The Center for Environmental Health Sciences (CEHS) at MIT held its annual poster session on May 13, 2015 at the Morss Hall, Walker Memorial Building (50-140). The session highlighted the work of the environmental health research communities of MIT and some of our sister institutions. Over sixty posters were presented from the science and engineering laboratories affiliated with the Center. We would like to thank all of the poster presenters for participating in this event.
This event was also featured in the MIT News.
The CEHS has an overall mission to study the biological effects of exposure to environmental agents in order to understand, and predict, how such exposures affect human health. Moreover, by uncovering the chemical, biochemical and genetic bases for environmental disease, sometimes we are able to leverage that understanding to delay or even prevent the development of disease in human populations. To that end, the Center brings together 39 MIT faculty members from a total of nine MIT departments (in both the School of Science and the School of Engineering) plus one Harvard faculty member from the Harvard School of Public Health (HSPH).
This year’s CEHS cash prizes are awarded in two categories, graduate students and postdoctoral scholars. For each category, the prize for first-place is $1,000, second-place prize is $500, and the third-place prize is $200 plus CEHS memorabilia. The cash prizes were made possible by the Myriam Marcelle Znaty Research Fund, which was established nearly 30 years ago to support the research of young scientists at MIT.
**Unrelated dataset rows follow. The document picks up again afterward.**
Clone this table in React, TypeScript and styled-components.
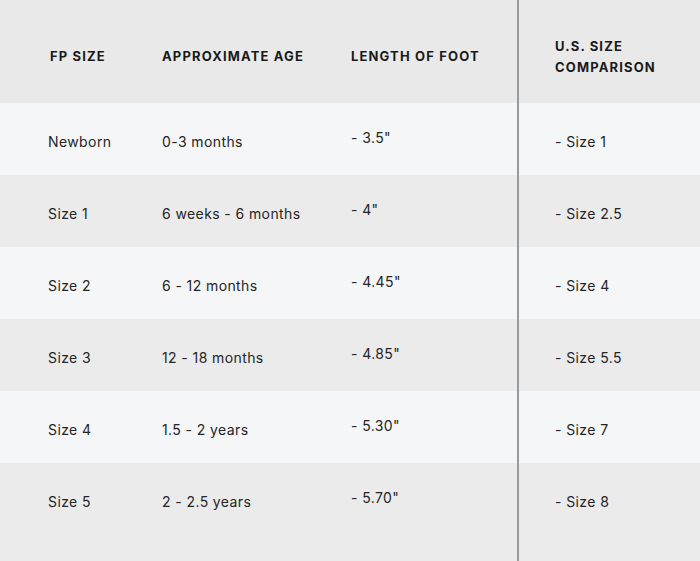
import React from "react";
import styled, { createGlobalStyle } from "styled-components";

const Global = createGlobalStyle`
  html, body { margin: 0; padding: 0; background: #ebebeb; }
  body { font-family: Inter, "Noto Sans", sans-serif; color: #222; }
  * { box-sizing: border-box; }
`;

const Table = styled.div`
  width: 700px;
  height: 561px;
  display: flex;
  flex-direction: column;
  overflow: hidden;
`;

const Row = styled.div<{ $bg: string; $h: number }>`
  display: grid;
  grid-template-columns: 162px 189px 166px 1fr;
  height: ${(p) => p.$h}px;
  flex: 0 0 auto;
  background: ${(p) => p.$bg};
`;

const LastRow = styled(Row)`
  flex: 1 1 auto;
`;

const Cell = styled.div<{ $first?: boolean; $divider?: boolean; $top: number }>`
  padding-left: ${(p) => (p.$first ? 48 : p.$divider ? 36 : 0)}px;
  padding-top: ${(p) => p.$top}px;
  border-left: ${(p) => (p.$divider ? "2px solid #9a9a9a" : "none")};
  font-size: 14px;
  line-height: 20px;
  letter-spacing: 0.4px;
  color: #252525;
`;

const HeadCell = styled.div<{ $first?: boolean; $divider?: boolean; $top: number }>`
  padding-left: ${(p) => (p.$first ? 50 : p.$divider ? 36 : 0)}px;
  padding-top: ${(p) => p.$top}px;
  border-left: ${(p) => (p.$divider ? "2px solid #9a9a9a" : "none")};
  font-size: 13px;
  font-weight: 700;
  line-height: 21px;
  letter-spacing: 1.15px;
  text-transform: uppercase;
  color: #1a1a1a;
`;

const rows = [
  ["Newborn", "0-3 months", '- 3.5"', "- Size 1"],
  ["Size 1", "6 weeks - 6 months", '- 4"', "- Size 2.5"],
  ["Size 2", "6 - 12 months", '- 4.45"', "- Size 4"],
  ["Size 3", "12 - 18 months", '- 4.85"', "- Size 5.5"],
  ["Size 4", "1.5 - 2 years", '- 5.30"', "- Size 7"],
  ["Size 5", "2 - 2.5 years", '- 5.70"', "- Size 8"],
];

const LIGHT = "#f5f6f7";
const DARK = "#ebebeb";

function Cells({ r }: { r: string[] }) {
  return (
    <>
      <Cell $first $top={29}>{r[0]}</Cell>
      <Cell $top={29}>{r[1]}</Cell>
      <Cell $top={25}>{r[2]}</Cell>
      <Cell $divider $top={29}>{r[3]}</Cell>
    </>
  );
}

export default function App() {
  return (
    <>
      <Global />
      <Table>
        <Row $bg="#e9e9e9" $h={103}>
          <HeadCell $first $top={46}>FP Size</HeadCell>
          <HeadCell $top={46}>Approximate Age</HeadCell>
          <HeadCell $top={46}>Length of Foot</HeadCell>
          <HeadCell $divider $top={36}>
            U.S. Size
            <br />
            Comparison
          </HeadCell>
        </Row>
        {rows.slice(0, 5).map((r, i) => (
          <Row key={r[0]} $bg={i % 2 === 0 ? LIGHT : DARK} $h={72}>
            <Cells r={r} />
          </Row>
        ))}
        <LastRow $bg={DARK} $h={98}>
          <Cells r={rows[5]} />
        </LastRow>
      </Table>
    </>
  );
}
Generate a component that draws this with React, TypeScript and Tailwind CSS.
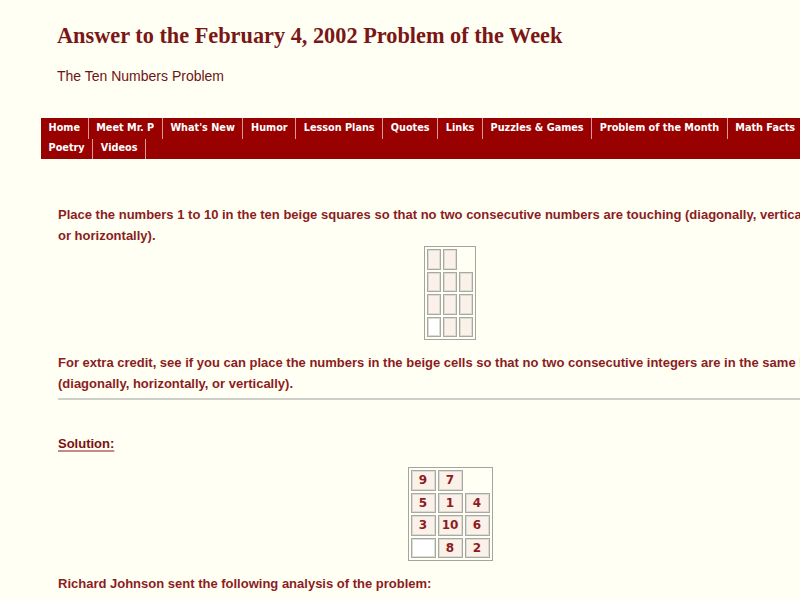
const navRow1 = ['Home', 'Meet Mr. P', "What's New", 'Humor', 'Lesson Plans', 'Quotes', 'Links', 'Puzzles & Games', 'Problem of the Month', 'Math Facts'];
const navRow2 = ['Poetry', 'Videos'];

// null = no cell, '' = white cell, '#' = empty beige cell
const puzzle: (string | null)[][] = [
  ['#', '#', null],
  ['#', '#', '#'],
  ['#', '#', '#'],
  ['', '#', '#'],
];

const solution: (string | null)[][] = [
  ['9', '7', null],
  ['5', '1', '4'],
  ['3', '10', '6'],
  ['', '8', '2'],
];

function NavRow({ items }: { items: string[] }) {
  return (
    <div className="flex h-[20.5px]">
      {items.map((item) => (
        <div
          key={item}
          className="flex items-center px-[7.6px] border-r border-[#d99a9a] text-white font-bold text-[9.7px] font-['DejaVu_Sans',sans-serif] whitespace-nowrap"
        >
          {item}
        </div>
      ))}
    </div>
  );
}

function Grid({ cells, cellW }: { cells: (string | null)[][]; cellW: string }) {
  return (
    <table className="mx-auto border border-[#a4a4a0] border-separate border-spacing-[2px]">
      <tbody>
        {cells.map((row, r) => (
          <tr key={r}>
            {row.map((c, i) =>
              c === null ? (
                <td key={i} className={`${cellW} h-[20.5px] p-0 leading-none`} />
              ) : (
                <td
                  key={i}
                  className={`${cellW} h-[20.5px] p-0 leading-none text-center align-middle border border-[#a8a8a4] shadow-[inset_0_0_0_1px_#dcdcd6] ${
                    c === '' ? 'bg-white' : 'bg-[#fbf1e8]'
                  } text-[12px] font-bold text-[#8c1c22] font-['DejaVu_Sans',sans-serif]`}
                >
                  {c === '#' ? '' : c}
                </td>
              )
            )}
          </tr>
        ))}
      </tbody>
    </table>
  );
}

export default function App() {
  return (
    <div className="w-full min-h-screen overflow-hidden bg-[#fffff4]">
      <div className="w-[900px] pl-[41px] pt-[22px] pb-10">
        {/* Header */}
        <div className="pl-4">
          <h1 className="text-[22.3px] leading-[28px] font-bold text-[#7b1616] font-['Liberation_Serif',serif]">
            Answer to the February 4, 2002 Problem of the Week
          </h1>
          <p className="mt-[18px] text-[14px] leading-4 text-[#6e1414] font-['Liberation_Sans',sans-serif]">
            The Ten Numbers Problem
          </p>
        </div>

        {/* Nav */}
        <nav className="mt-[34px] w-[818px] bg-[#990000]">
          <NavRow items={navRow1} />
          <NavRow items={navRow2} />
        </nav>

        {/* Content */}
        <div className="w-[801px] pl-[17px] text-[13px] leading-[21px] font-bold text-[#8c1c22] font-['Liberation_Sans',sans-serif] whitespace-nowrap">
          <p className="mt-[45px]">
            Place the numbers 1 to 10 in the ten beige squares so that no two consecutive numbers are touching (diagonally, vertically,
            <br />
            or horizontally).
          </p>
          <Grid cells={puzzle} cellW="w-[14px]" />
          <p className="mt-3">
            For extra credit, see if you can place the numbers in the beige cells so that no two consecutive integers are in the same line
            <br />
            (diagonally, horizontally, or vertically).
          </p>
          <hr className="mt-1 border-t-2 border-[#cfcfca]" />

          <p className="mt-[36px] text-[13px] leading-[15px] font-bold text-[#7a1010] underline decoration-2 decoration-[#c98888] underline-offset-2">
            Solution:
          </p>
          <div className="mt-4">
            <Grid cells={solution} cellW="w-[25px]" />
          </div>
          <p className="mt-3">Richard Johnson sent the following analysis of the problem:</p>
        </div>
      </div>
    </div>
  );
}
Graduate Students, Postdoctoral Scholars, and Research staff presented the results of their research at MIT's Morss Hall. The CEHS 2015 Poster Winners are mentioned below.
Ms. Amy Rabideau from Professor Bradley Pentelute’s lab won first place in the graduate student category. Amy presented her work on the “delivery of polypeptides and antibody mimics into cells using anthrax toxin.” In second place is Mr. Fei Chen, from Professor Edward Boyden’s lab, who presented his work on “expansion microscopy.” Finally, in third place is Ms. Marianna Sofman, from Professor Linda Griffith’s lab, who presented her work on “engineering angiogenesis: a materials approach to vascularizing tissue.”
In the postdoctoral scholar category, first place went to Dr. Kelly W.L. Chen, from Professor Douglas Lauffenburger’s lab, who presented her work on “multivariate analysis of intestinal epithelial cell and immune cell crosstalk in normal and inflammatory conditions.” Second place went to Dr. Kathryn B. Smith-Dupont, from Professor Katharina Ribbeck’s lab, who presented her work on “biophysical tools for understanding the barrier properties of mucus: cervical mucus as a case study.” And lastly, Dr. Uthpala Seneviratne, from Professor Steven Tannenbaum’s lab, took third place after presenting his work on “decoding the S-nitroso proteome in a mouse model of Alzheimer’s by SNOTRAP and mass spectrometry–clues for altered signaling pathways.”
Pictures of the winners:
Graduate student winners (from left to right): Marianna Sofman (3rd place), Fei Chen (2nd place), and Amy Rabideau (1st place).
Postdoctoral Scholar winners (from left to right): Uthpala Seneviratne (3rd place), Kathryn B. Smith-Dupont (2nd place), and Kelly W.L. Chen (1st place).